Indicate only the number of lines in the listing below in which the word "components" appears.

STORED DATA:
---+---

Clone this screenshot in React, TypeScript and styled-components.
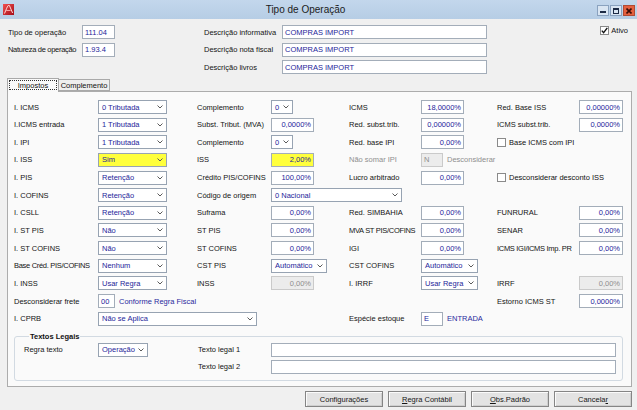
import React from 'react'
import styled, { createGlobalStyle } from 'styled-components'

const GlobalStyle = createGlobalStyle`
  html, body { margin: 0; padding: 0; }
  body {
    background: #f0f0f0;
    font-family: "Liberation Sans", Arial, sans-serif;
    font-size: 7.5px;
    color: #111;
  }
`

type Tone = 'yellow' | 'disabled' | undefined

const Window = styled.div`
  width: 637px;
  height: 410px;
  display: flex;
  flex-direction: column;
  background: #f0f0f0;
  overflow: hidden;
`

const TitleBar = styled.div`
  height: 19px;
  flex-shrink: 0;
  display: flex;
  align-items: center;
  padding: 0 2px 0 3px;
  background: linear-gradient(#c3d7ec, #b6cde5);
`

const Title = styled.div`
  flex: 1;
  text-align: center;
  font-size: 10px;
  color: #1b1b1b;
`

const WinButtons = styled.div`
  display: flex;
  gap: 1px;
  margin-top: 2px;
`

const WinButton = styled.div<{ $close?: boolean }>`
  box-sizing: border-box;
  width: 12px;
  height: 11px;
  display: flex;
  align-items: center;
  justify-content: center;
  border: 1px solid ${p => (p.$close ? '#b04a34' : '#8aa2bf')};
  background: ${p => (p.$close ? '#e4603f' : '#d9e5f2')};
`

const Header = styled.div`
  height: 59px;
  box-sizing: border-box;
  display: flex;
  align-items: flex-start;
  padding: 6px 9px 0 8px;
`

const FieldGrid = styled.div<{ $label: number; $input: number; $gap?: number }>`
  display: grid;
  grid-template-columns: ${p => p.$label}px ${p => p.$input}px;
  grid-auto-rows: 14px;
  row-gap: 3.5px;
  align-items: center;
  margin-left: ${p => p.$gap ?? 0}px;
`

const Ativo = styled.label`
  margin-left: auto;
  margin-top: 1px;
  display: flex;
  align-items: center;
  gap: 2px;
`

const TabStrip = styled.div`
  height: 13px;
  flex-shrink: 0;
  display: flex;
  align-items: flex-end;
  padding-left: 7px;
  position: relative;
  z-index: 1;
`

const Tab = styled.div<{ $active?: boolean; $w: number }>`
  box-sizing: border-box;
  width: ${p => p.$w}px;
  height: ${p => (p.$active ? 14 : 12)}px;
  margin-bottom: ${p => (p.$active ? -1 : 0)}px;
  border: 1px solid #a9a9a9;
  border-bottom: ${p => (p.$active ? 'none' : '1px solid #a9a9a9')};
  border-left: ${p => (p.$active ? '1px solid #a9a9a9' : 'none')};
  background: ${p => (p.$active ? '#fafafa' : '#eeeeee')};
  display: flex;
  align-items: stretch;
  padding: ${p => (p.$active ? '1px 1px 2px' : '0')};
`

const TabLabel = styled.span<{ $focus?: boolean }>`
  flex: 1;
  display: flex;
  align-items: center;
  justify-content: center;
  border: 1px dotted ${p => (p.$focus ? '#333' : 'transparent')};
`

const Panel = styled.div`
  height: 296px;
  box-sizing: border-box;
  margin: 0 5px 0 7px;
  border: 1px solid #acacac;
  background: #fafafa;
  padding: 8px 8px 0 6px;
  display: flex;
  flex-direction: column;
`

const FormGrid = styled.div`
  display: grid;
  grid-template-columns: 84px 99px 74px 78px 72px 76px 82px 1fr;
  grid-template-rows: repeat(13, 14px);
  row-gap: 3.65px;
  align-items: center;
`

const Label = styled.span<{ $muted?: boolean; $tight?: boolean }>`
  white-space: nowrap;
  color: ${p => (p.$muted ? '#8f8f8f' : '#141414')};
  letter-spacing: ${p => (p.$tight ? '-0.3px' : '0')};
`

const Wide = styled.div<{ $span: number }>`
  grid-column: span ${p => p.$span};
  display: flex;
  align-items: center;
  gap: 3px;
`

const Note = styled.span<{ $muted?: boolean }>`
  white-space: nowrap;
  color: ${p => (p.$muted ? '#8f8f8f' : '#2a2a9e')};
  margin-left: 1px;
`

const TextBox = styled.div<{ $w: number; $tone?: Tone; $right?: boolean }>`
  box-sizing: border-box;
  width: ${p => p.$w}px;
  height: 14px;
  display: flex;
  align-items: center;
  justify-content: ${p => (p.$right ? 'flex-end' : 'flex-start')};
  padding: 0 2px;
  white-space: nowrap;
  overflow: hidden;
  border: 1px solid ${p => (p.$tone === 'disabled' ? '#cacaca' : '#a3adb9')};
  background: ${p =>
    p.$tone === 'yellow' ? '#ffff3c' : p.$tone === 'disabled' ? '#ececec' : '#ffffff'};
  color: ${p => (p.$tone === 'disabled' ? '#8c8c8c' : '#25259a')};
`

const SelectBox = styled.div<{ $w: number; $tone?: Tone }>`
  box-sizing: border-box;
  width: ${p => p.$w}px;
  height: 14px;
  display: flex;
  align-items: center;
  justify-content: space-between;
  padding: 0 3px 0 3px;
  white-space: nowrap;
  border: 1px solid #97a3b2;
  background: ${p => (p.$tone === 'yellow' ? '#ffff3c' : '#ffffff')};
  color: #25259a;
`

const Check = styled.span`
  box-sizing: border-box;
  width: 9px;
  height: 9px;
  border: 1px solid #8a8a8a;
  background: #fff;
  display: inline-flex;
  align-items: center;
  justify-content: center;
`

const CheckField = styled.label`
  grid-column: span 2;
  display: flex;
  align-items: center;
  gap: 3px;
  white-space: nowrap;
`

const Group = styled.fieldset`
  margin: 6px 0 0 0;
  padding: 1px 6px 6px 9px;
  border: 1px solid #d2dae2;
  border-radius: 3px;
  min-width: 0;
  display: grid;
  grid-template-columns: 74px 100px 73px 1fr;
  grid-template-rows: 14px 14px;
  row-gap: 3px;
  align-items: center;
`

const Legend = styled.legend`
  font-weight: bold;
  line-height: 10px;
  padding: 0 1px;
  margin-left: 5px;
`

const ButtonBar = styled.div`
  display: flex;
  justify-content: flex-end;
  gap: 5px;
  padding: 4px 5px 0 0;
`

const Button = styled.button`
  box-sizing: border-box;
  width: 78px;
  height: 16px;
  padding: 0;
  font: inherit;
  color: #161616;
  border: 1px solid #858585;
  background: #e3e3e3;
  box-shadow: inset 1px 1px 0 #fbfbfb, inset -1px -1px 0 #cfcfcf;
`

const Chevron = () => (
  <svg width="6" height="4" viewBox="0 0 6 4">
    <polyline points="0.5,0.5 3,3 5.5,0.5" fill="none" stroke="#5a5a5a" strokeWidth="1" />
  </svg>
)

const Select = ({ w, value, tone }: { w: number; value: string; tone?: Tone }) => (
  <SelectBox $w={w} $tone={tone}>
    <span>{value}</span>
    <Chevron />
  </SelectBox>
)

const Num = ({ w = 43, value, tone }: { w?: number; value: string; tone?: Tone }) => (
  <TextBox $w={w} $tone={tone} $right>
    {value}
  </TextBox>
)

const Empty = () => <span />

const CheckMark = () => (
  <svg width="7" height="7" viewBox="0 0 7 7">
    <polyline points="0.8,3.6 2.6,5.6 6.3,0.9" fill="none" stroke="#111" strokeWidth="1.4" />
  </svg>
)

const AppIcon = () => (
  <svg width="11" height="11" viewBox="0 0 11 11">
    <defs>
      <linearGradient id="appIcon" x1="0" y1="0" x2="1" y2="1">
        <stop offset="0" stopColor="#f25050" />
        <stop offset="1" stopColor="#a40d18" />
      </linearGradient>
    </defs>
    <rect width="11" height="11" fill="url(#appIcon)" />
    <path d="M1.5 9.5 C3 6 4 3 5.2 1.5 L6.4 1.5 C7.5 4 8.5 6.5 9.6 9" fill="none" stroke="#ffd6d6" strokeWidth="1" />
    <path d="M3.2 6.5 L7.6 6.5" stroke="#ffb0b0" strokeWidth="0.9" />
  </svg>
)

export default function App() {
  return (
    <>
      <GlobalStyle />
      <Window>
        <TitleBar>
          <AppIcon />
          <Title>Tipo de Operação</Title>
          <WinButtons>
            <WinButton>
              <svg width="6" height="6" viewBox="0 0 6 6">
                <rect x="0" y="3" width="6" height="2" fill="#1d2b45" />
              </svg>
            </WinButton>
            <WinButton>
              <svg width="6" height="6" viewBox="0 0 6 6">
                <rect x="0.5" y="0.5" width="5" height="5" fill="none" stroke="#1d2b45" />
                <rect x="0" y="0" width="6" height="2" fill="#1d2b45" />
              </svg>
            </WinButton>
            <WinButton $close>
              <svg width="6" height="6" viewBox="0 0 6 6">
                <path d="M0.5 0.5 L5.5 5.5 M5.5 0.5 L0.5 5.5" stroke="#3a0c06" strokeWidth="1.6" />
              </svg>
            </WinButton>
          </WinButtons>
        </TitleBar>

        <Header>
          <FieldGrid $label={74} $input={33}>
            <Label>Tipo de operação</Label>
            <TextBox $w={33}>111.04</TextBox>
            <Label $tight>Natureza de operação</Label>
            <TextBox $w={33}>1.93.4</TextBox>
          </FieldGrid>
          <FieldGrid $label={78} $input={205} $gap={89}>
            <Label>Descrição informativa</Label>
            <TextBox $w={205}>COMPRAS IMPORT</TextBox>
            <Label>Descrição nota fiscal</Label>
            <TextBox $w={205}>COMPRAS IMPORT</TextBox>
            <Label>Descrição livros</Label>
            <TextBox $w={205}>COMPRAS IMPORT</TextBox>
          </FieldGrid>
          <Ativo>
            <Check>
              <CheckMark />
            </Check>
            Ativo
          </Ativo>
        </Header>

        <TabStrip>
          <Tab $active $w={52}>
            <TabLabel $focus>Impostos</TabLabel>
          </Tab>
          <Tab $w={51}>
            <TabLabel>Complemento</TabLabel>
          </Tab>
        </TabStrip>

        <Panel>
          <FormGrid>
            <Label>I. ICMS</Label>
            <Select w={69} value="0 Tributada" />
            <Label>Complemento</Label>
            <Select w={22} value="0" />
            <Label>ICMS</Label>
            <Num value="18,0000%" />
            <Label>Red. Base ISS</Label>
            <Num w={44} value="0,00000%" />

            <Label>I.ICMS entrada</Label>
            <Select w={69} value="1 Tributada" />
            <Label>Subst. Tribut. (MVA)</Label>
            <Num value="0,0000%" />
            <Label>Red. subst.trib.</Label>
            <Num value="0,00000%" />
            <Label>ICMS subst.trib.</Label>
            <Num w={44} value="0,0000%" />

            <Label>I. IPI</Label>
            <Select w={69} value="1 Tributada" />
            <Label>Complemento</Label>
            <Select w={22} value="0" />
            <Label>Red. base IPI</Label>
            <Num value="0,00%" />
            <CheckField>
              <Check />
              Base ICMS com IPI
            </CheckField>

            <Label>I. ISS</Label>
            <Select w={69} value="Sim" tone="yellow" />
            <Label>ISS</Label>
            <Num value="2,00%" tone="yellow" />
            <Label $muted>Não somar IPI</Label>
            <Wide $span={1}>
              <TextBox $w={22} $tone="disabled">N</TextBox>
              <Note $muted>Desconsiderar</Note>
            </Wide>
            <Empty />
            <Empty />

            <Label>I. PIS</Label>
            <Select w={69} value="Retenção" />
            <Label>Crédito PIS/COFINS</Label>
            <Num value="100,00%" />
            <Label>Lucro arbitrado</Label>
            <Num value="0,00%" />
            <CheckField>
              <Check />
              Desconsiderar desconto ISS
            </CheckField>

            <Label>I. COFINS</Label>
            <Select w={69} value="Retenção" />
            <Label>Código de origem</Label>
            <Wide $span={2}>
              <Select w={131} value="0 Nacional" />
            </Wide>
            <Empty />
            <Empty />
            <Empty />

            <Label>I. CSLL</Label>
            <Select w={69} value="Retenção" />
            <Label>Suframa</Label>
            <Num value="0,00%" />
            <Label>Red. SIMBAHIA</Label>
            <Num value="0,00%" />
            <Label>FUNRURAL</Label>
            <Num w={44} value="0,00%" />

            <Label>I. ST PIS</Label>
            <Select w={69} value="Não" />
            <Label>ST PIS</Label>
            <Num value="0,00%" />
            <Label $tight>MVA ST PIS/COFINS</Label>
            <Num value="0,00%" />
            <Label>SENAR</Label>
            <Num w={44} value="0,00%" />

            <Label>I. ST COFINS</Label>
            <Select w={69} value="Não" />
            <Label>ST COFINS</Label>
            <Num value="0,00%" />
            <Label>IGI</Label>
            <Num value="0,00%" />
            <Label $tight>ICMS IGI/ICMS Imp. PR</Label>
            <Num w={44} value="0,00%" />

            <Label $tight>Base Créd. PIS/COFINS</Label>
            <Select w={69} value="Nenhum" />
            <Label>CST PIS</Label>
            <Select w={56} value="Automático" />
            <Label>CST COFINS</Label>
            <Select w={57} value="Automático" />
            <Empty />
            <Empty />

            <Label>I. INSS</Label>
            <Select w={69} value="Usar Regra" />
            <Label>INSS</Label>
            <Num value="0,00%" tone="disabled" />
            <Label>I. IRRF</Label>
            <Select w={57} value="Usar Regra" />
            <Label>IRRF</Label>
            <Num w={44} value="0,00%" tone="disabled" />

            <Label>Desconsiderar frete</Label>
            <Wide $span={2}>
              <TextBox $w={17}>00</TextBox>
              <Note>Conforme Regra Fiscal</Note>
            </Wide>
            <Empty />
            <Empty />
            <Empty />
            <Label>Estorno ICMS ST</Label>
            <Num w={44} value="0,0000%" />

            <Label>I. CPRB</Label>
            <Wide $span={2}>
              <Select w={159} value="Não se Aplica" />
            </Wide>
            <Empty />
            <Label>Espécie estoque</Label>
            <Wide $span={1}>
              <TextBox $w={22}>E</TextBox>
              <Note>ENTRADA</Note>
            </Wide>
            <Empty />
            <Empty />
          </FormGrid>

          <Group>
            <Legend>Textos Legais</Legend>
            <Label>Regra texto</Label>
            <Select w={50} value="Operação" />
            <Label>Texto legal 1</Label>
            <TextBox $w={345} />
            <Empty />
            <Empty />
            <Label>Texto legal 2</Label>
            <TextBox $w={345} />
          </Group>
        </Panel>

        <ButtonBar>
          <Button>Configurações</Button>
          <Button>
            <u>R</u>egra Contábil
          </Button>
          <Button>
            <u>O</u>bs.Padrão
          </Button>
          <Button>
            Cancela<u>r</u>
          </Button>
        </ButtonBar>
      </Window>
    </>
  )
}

---+---

TASK SOLUTION: 2